No período de intervenção da troika, sem os instrumentos ou a vontade para fazer uma política industrial ativa, o Estado português implementou várias medidas que resultaram na turistificação da economia, desenhadas e implementadas por Mesquita Nunes e Cotrim Figueiredo, cabecilhas do ultraliberalismo luso. Estas políticas, apresentadas como grandes reformas estruturais (de “desvalorização interna”), incluíram borlas fiscais para o alojamento local, a introdução dos vistos gold, incentivos fiscais à reabilitação urbana e a redução do IVA da restauração. Atualmente, depois de mais de uma década de estímulos ao sector do turismo, os grandes eventos são uma das poucas ferramentas que o Estado ainda tem (com a excepção de um novo aeroporto na Área Metropolitana de Lisboa e uma ligação internacional de comboio de alta velocidade) para promover o seu crescimento.
É neste contexto que surge a decisão de organizar as jornadas mundiais da juventude. O Websummit foi uma estratégia de combater a sazonalidade do turismo em Novembro, com uma fachada tecnológico-desenvolvimentista. Por sua vez, as jornadas mundiais da juventude são uma forma de aumentar a rentabilidade dos privados no já saturado mês de agosto. Estes eventos, tais como a organização de finais da Liga dos Campeões, seguem a velha lógica do neoliberalismo em que o Estado financia a maioria dos custos e fica responsável pelo planeamento, enquanto os privados capturam a esmagadora maioria das mais-valias a serem feitas, através do aumento de preços. Contrariamente ao ciclo do Expo’98, a nova estratégia de grandes eventos não tem um componente de bens públicos e infraestruturas que aumente a capacidade produtiva do país. O que tem sido maioritariamente visto como algo positivo, porque é apresentado como mais barato para os cofres públicos (mesmo que só com o Websummit, o Estado tenha gasto pelo menos 350 milhões de euros). Uma narrativa compreensivelmente popular após o trauma dos Estádios do Euro 2004, em que boa parte dos estádios estão subutilizados e deixaram câmaras municipais endividadas.
O anúncio entusiasmado do Presidente da República, quando Portugal foi escolhido para as jornadas mundiais da juventude; e a frase de António Costa que organizar a final da Champions, em 2021, era "um prémio para os profissionais de saúde" mostram o quão envolvidos estão os principais líderes políticos portugueses na promoção da economia dos eventos.

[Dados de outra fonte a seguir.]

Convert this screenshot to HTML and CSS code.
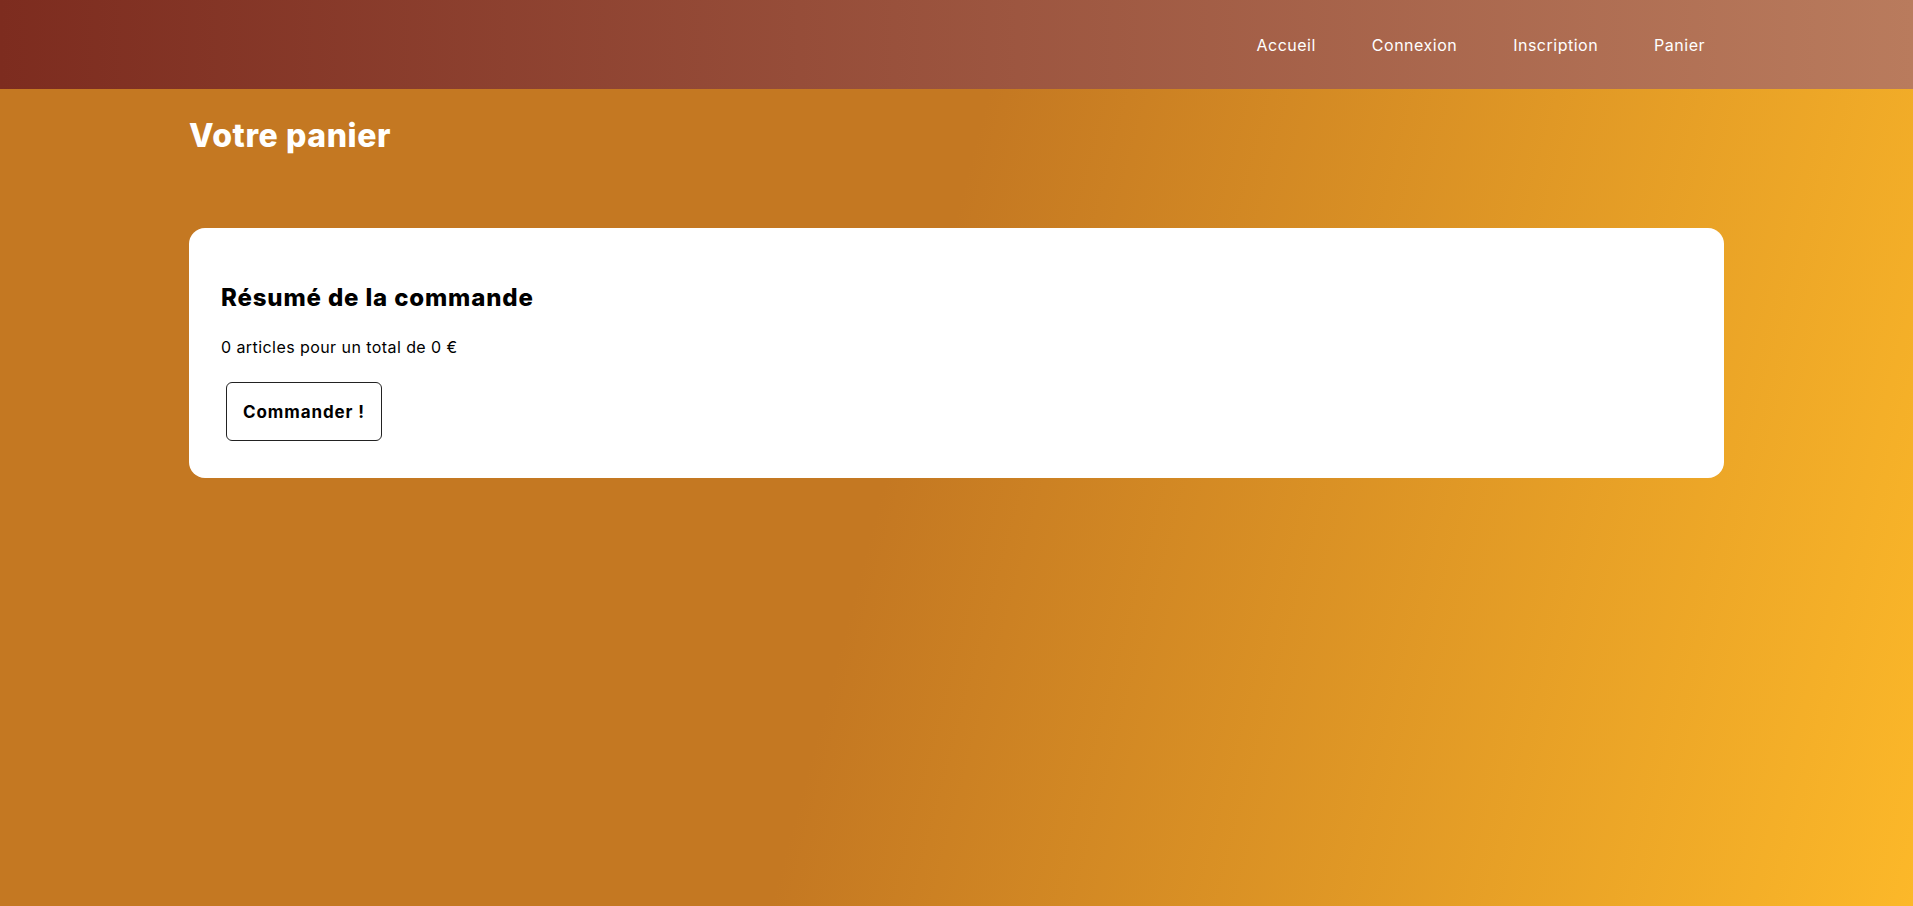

A candidatura ibérica para o Mundial de Futebol masculino de 2030 - com o cinismo de incluir subitamente a Ucrânia para aumentar as possibilidades de ganhar a votação - é o último passo de uma política económica que desistiu de um país tecnologicamente avançado. A decisão da FIFA só será anunciada no final de 2024, e daria outra vida ao executivo de António Costa. Por mais que os comentadores digam que o governo de Costa está saturado, sem rumo, e corre risco de ser dissolvido, o Primeiro Ministro sabe perfeitamente que um evento desta magnitude reforçaria a sua popularidade e reduziria o nível de escrutínio e combate político ao seu governo. O historial do Estado português de superar as suas capacidades quotidianas nestes eventos - sendo os transportes públicos nas jornadas um exemplo disso - certamente deixa o Primeiro Ministro confiante na sua estratégia.
Estas decisões não são um acidente, ou a mera preferência pessoal de um líder político. Sem instrumentos de planeamento económico, Portugal acabou por ficar refém deste tipo de políticas de promoção do turismo medíocres. É neste ambiente político-social, que o sucesso dos festivais de música a atrair turistas (que já colocam publicidade no Metro de Londres) tornaram Álvaro Covões, um programador de eventos glorificado, numa espécie de intelectual cultural da nação.
BEM-VINDOS A PORTUGAL, CALIFÓRNIA WYOMING DA EUROPA
“Portugal é a Califórnia da Europa”. A comparação já foi feita pela Nova School of Business of Economics, elite da Intelligentsia neoliberal portuguesa, e mesmo pelo Presidente da República. A comparação sugere implicitamente que Portugal é uma potência tecnológica, onde empreendedores têm ideias visionárias para fundar start-ups entre aulas de surf e provas de vinhos. As semelhanças entre Portugal e o Estado Norte Americano ficam-se pelo clima, praias, produção vinícola e uma enorme crise habitacional (aqui e aqui).
Vicente Ferreira, dos Ladrões de Bicicletas, comparou o modelo de turistificação da economia portuguesa com o Estado da Flórida. Ainda que seja uma comparação muito mais apropriada, ela acaba por ser bastante benigna, dado o papel periférico de Portugal dentro da UE e o inverno demográfico que o país enfrenta. Portugal assemelha-se mais com a pequena Jackson, no meio das montanhas do Wyoming.
Jackson depende de um fórum anual de banqueiros mundiais organizado pela Reserva Federal (Jackson Hole Economic Symposium), a versão americana do fórum do BCE em Sintra. Celebridades mundiais como Madonna, Fassbender e Cantona compraram casa em Lisboa; Kanye West, Sandra Bullock e Tiger Woods optaram por Jackson. Ao atrair milionários, o condado que inclui Jackson tornou-se na zona mais desigual dos Estados Unidos, casas a preços incomportáveis para quem trabalha na região, e sem capacidade de recolher impostos dos mais ricos. Para piorar a situação, dada a sua localização periférica, Jackson depende de altíssimas emissões de carbono: a cidade com cerca de 10 mil habitantes tem o aeroporto mais movimentado do Estado do Wyoming, com quase um milhão de voos por ano.
Estes são os verdadeiros danos sociais de uma Política de Estado baseada em promover Jogos, Jornadas e Mundiais.